One of the things I advocate is the use of a big relay on your foot drives. Disconnecting the motors from the Sabertooth means that the droid can be pushed without generating a big current that could potentially blow electronics, especially if there is no battery in the droid. Some people have physical switches which work fine, but if you use a relay then you get a couple of big benefits.
- First off, if done right then its fail safe. No battery, no connection to the foot drives
- Ability to remotely disable the drives. Useful if standing still or putting the controller down.
But are there downsides? A few people complain about the current drain to keep a relay energised, but in reality this is just a tiny fraction of a droid requirements. For example, a 24v droid with a relay that has a coil resistance of 350 ohms will draw a total of 60mA when energised. (Typically my droid sits at about 500mA idle). Not only that, if you have it remotely controlled then you only turn it on when driving which reduces the draw even more.
So what do I use?
I like to use a standard DPDT power relay. They’re designed for high current and you can get 12 or 24 volt versions. Something like this:
- https://uk.rs-online.com/web/p/power-relays/2355475 (24v)
- https://uk.rs-online.com/web/p/power-relays/2355469 (12v)
They’re panel mounted with spade connectors, so easy to wire in place.
How do I wire them?
There are multiple ways to use them. Simplest is to wire the coil directly to the main power (after the power switch). This way the coil is always energised when the droid is powered on. As soon as it is turned off or the battery removed, then the drives are disconnected and theres no harm in pushing the droid.
Another way is to wire it in a similar system but with a simple switch so that you can manually disable the drives whilst the droid is still turned on, for example if it is just being a static display.

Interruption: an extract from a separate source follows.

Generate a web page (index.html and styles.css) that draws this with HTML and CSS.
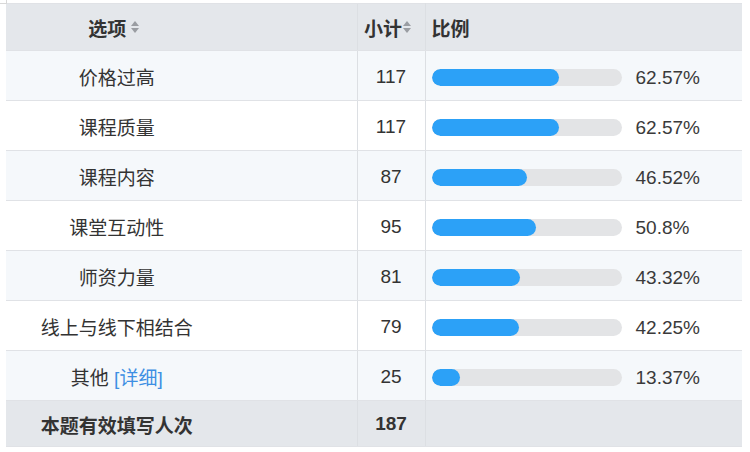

My favourite way is to wire it via a simple transistor circuit so that you can control it with a GPIO pin or similar. This allows you to tie it into your control system and enable/disable the drives remotely. I am in the habit of as soon as the droid is stationary (ie, there are people taking photos, etc.) then I disable the drive. Stops you accidentally knocking the controller and running over a kid. Much more fun to do that on purpose! I’ve also had issues with my control stick not centering properly due to crud in it, and this solves that problem too.
The last solution can also be hooked up to a fail safe system. Have a simple remote key fob that can turn the relay on or off, rather than (or as well as) through the main control system. This gives you the ability to kill the drives on a runaway droid. A caveat to this is that if you are switching the current to the drives off whilst driving, there could be arcing in the relay which shortens the life of them. However most of the time you will only be turning the drives on/off whilst stationary.
What are the downsides?
Apart from a very slight current draw whilst the drives are energised, I honestly don’t see any downsides to this system which is why I advocate it so much. It does add a little complexity, but in my humble opinion I think the benefits of doing this vastly outweigh the downsides. I would love to hear other opinions on this in case I am missing something.